In Garvin v. Cook Investments, ___ F.3d ___ (9th Cir. 2019), a Chapter 11 debtor leased property to a company to be used exclusively as a marijuana establishment. Despite the fact that debtor’s proposed plan of reorganization proposed to pay all creditors in full, the U.S. Trustee objected to the Debtor’s proposed plan, pursuant to 11 U.S.C §1129(a)(3), which requires that a plan be “proposed in good faith and not by any means forbidden by law.” Notwithstanding the fact that many states have legalized marijuana, its cultivation and use remains illegal under federal law. See 21 U.S.C. §812 et. seq.
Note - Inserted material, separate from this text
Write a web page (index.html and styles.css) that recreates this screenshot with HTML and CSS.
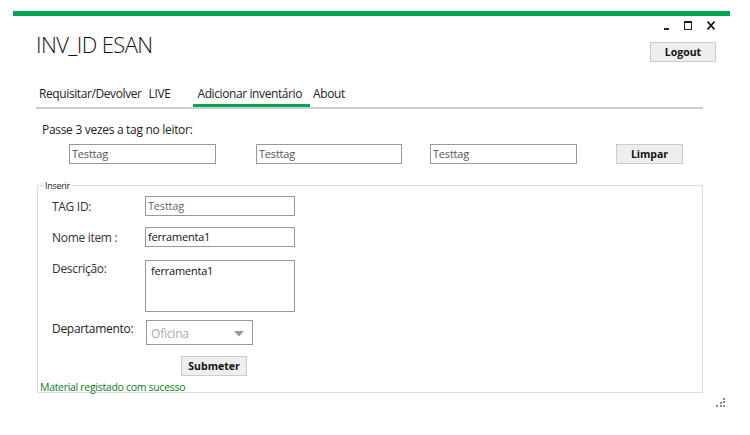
FILE: index.html
```html
<!DOCTYPE html>
<html lang="pt">
<head>
<meta charset="utf-8">
<title>INV_ID ESAN</title>
<link rel="stylesheet" href="styles.css">
</head>
<body>
<div class="window">
  <div class="header">
    <h1 class="title">INV_ID ESAN</h1>
    <div class="header-right">
      <div class="controls">
        <span class="ctl-min"></span>
        <span class="ctl-max"></span>
        <svg class="ctl-close" width="8" height="9" viewBox="0 0 8 9"><path d="M0.5 0.5 L7.5 8.5 M7.5 0.5 L0.5 8.5" stroke="#111" stroke-width="1.6" fill="none"/></svg>
      </div>
      <button class="btn btn-logout">Logout</button>
    </div>
  </div>

  <div class="content">
    <nav class="tabs">
      <span class="tab tab-req">Requisitar/Devolver</span>
      <span class="tab tab-live">LIVE</span>
      <span class="tab tab-add active">Adicionar inventário</span>
      <span class="tab tab-about">About</span>
    </nav>

    <p class="hint">Passe 3 vezes a tag no leitor:</p>
    <div class="tag-row">
      <div class="field f1">Testtag</div>
      <div class="field f2">Testtag</div>
      <div class="field f3">Testtag</div>
      <button class="btn btn-limpar">Limpar</button>
    </div>

    <div class="group">
      <span class="legend">Inserir</span>
      <div class="row row-tag">
        <span class="label">TAG ID:</span>
        <div class="field wide muted">Testtag</div>
      </div>
      <div class="row row-nome">
        <span class="label">Nome item :</span>
        <div class="field wide dark">ferramenta1</div>
      </div>
      <div class="row row-desc">
        <span class="label">Descrição:</span>
        <div class="field area dark">ferramenta1</div>
      </div>
      <div class="row row-dep">
        <span class="label label-dep">Departamento:</span>
        <div class="select">
          <span>Oficina</span>
          <svg width="10" height="6" viewBox="0 0 10 6"><path d="M0 0 H10 L5 5.5 Z" fill="#999"/></svg>
        </div>
      </div>
      <div class="row-submit">
        <button class="btn btn-submit">Submeter</button>
      </div>
      <p class="msg">Material registado com sucesso</p>
    </div>
  </div>

  <svg class="grip" width="10" height="10" viewBox="0 0 10 10">
    <rect x="7" y="0" width="2" height="2" fill="#888"/>
    <rect x="7" y="3" width="2" height="2" fill="#888"/>
    <rect x="4" y="4" width="2" height="2" fill="#888"/>
    <rect x="0" y="7" width="2" height="2" fill="#888"/>
    <rect x="4" y="7" width="2" height="2" fill="#888"/>
    <rect x="7" y="7" width="2" height="2" fill="#888"/>
  </svg>
</div>
</body>
</html>
```

FILE: styles.css
```css
html, body {
  margin: 0;
  padding: 0;
  background: #fff;
}
body {
  width: 750px;
  height: 435px;
  padding-top: 11px;
  box-sizing: border-box;
  font-family: "Open Sans", "Noto Sans", sans-serif;
  color: #222;
  overflow: hidden;
}
.window {
  position: relative;
  margin-left: 13px;
  width: 717px;
  height: 424px;
  border-top: 5px solid #00a651;
  box-sizing: border-box;
}
.header {
  display: flex;
  justify-content: space-between;
  padding-left: 23px;
  padding-right: 14px;
}
.title {
  margin: 13px 0 0 0;
  font-weight: 300;
  font-size: 22px;
  line-height: 30px;
  color: #111;
  letter-spacing: -0.6px;
}
.header-right {
  display: flex;
  flex-direction: column;
  align-items: flex-end;
}
.controls {
  display: flex;
  align-items: flex-end;
  height: 9px;
  margin-top: 5px;
  padding-right: 1px;
}
.ctl-min {
  width: 5px;
  height: 2px;
  background: #222;
  margin-right: 15px;
}
.ctl-max {
  width: 8px;
  height: 9px;
  box-sizing: border-box;
  border: 1px solid #222;
  border-top-width: 2px;
  margin-right: 15px;
}
.ctl-close {
  display: block;
}
.btn {
  font-family: "Open Sans", "Noto Sans", sans-serif;
  font-weight: 700;
  font-size: 10.5px;
  color: #111;
  background: #eeeeee;
  border: 1px solid #cccccc;
  padding: 0;
  height: 20px;
  box-sizing: border-box;
}
.btn-logout {
  width: 66px;
  margin-top: 12px;
}
.content {
  margin-left: 23px;
  width: 667px;
}
.tabs {
  display: flex;
  margin-top: 21px;
  height: 24px;
  border-bottom: 2px solid #cccccc;
  font-size: 12px;
  color: #222;
}
.tab {
  line-height: 17px;
  padding: 2px 0 0 0;
  letter-spacing: -0.4px;
  box-sizing: border-box;
}
.tab-req { margin-left: 3px; }
.tab-live { margin-left: 7px; }
.tab-add { margin-left: 23px; }
.tab-about { margin-left: 3px; }
.tab.active {
  padding: 2px 8px 0 4px;
  border-bottom: 3px solid #00a651;
  margin-bottom: -2px;
  height: 24px;
}
.hint {
  margin: 13px 0 0 6px;
  font-size: 12px;
  line-height: 16px;
  color: #222;
  letter-spacing: -0.3px;
}
.tag-row {
  display: flex;
  margin-top: 6px;
}
.field {
  height: 20px;
  box-sizing: border-box;
  border: 1px solid #999999;
  font-size: 11px;
  line-height: 17px;
  padding-left: 2px;
  color: #555;
  letter-spacing: -0.2px;
}
.f1 { width: 147px; margin-left: 33px; }
.f2 { width: 146px; margin-left: 40px; }
.f3 { width: 147px; margin-left: 28px; }
.btn-limpar { width: 67px; margin-left: 39px; }
.group {
  position: relative;
  margin-top: 21px;
  margin-left: 1px;
  width: 666px;
  height: 208px;
  box-sizing: border-box;
  border: 1px solid #dddddd;
}
.legend {
  position: absolute;
  top: -6px;
  left: 6px;
  padding: 0 1px;
  background: #fff;
  font-size: 9px;
  line-height: 11px;
  color: #222;
  letter-spacing: -0.3px;
}
.row {
  display: flex;
  padding-left: 14px;
}
.label {
  width: 93px;
  font-size: 12px;
  line-height: 16px;
  color: #333;
  letter-spacing: -0.3px;
}
.row-tag { margin-top: 10px; }
.row-tag .label { margin-top: 3px; }
.row-nome { margin-top: 11px; }
.row-nome .label { margin-top: 3px; }
.row-desc { margin-top: 13px; }
.row-desc .label { margin-top: 1px; }
.row-dep { margin-top: 8px; }
.row-dep .label { margin-top: 1px; color: #222; }
.wide { width: 150px; }
.muted { color: #666; }
.dark { color: #111; }
.area {
  width: 150px;
  height: 52px;
  padding-left: 5px;
  padding-top: 1px;
}
.select {
  width: 107px;
  height: 25px;
  margin-left: 1px;
  box-sizing: border-box;
  border: 1px solid #999999;
  display: flex;
  align-items: center;
  justify-content: space-between;
  padding: 2px 8px 0 4px;
  font-size: 12px;
  color: #aaaaaa;
  letter-spacing: -0.2px;
}
.row-submit {
  margin-top: 8px;
  padding-left: 143px;
}
.btn-submit { width: 66px; }
.msg {
  margin: 4px 0 0 2px;
  font-size: 10.5px;
  line-height: 14px;
  color: #0a7d1e;
  letter-spacing: -0.3px;
}
.grip {
  position: absolute;
  left: 703px;
  top: 382px;
}
```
The Bankruptcy Court confirmed debtor’s plan; the U.S. Trustee appealed.
The issue before the Ninth Circuit was whether was whether §1129(a)(3) forbids confirmation of a plan that is proposed in an unlawful manner as opposed to a plan with substantive provisions that depend on illegality. In affirming the Bankruptcy Court, the Ninth Circuit focused on the precise language of the statute, which requires that a plan be proposed in good faith, and not by any means forbidden by law. In essence, the Ninth Circuit made a distinction between the proposal of the plan (i.e., did it comply with the requirements of the Bankruptcy Code?) as opposed to the substantive provisions of the plan.
To be certain, the Ninth Circuit did note that “confirmation of a plan does not insulate debtors from prosecution for criminal activity, even if that activity is part of the plan itself.” Bankruptcy judges, however, are not to be making decisions on the legality of debtors’ business operations, “gratuitously seeking out possible ‘illegalities’ in every plan.”
This post is intended to be purely informational in nature, and cannot be considered legal advice. If you have questions related to bankruptcy, please call our office at (503) 545-1061 (Portland bankruptcy) or (541) 972-3351 (Eugene bankruptcy) to schedule a free initial consultation.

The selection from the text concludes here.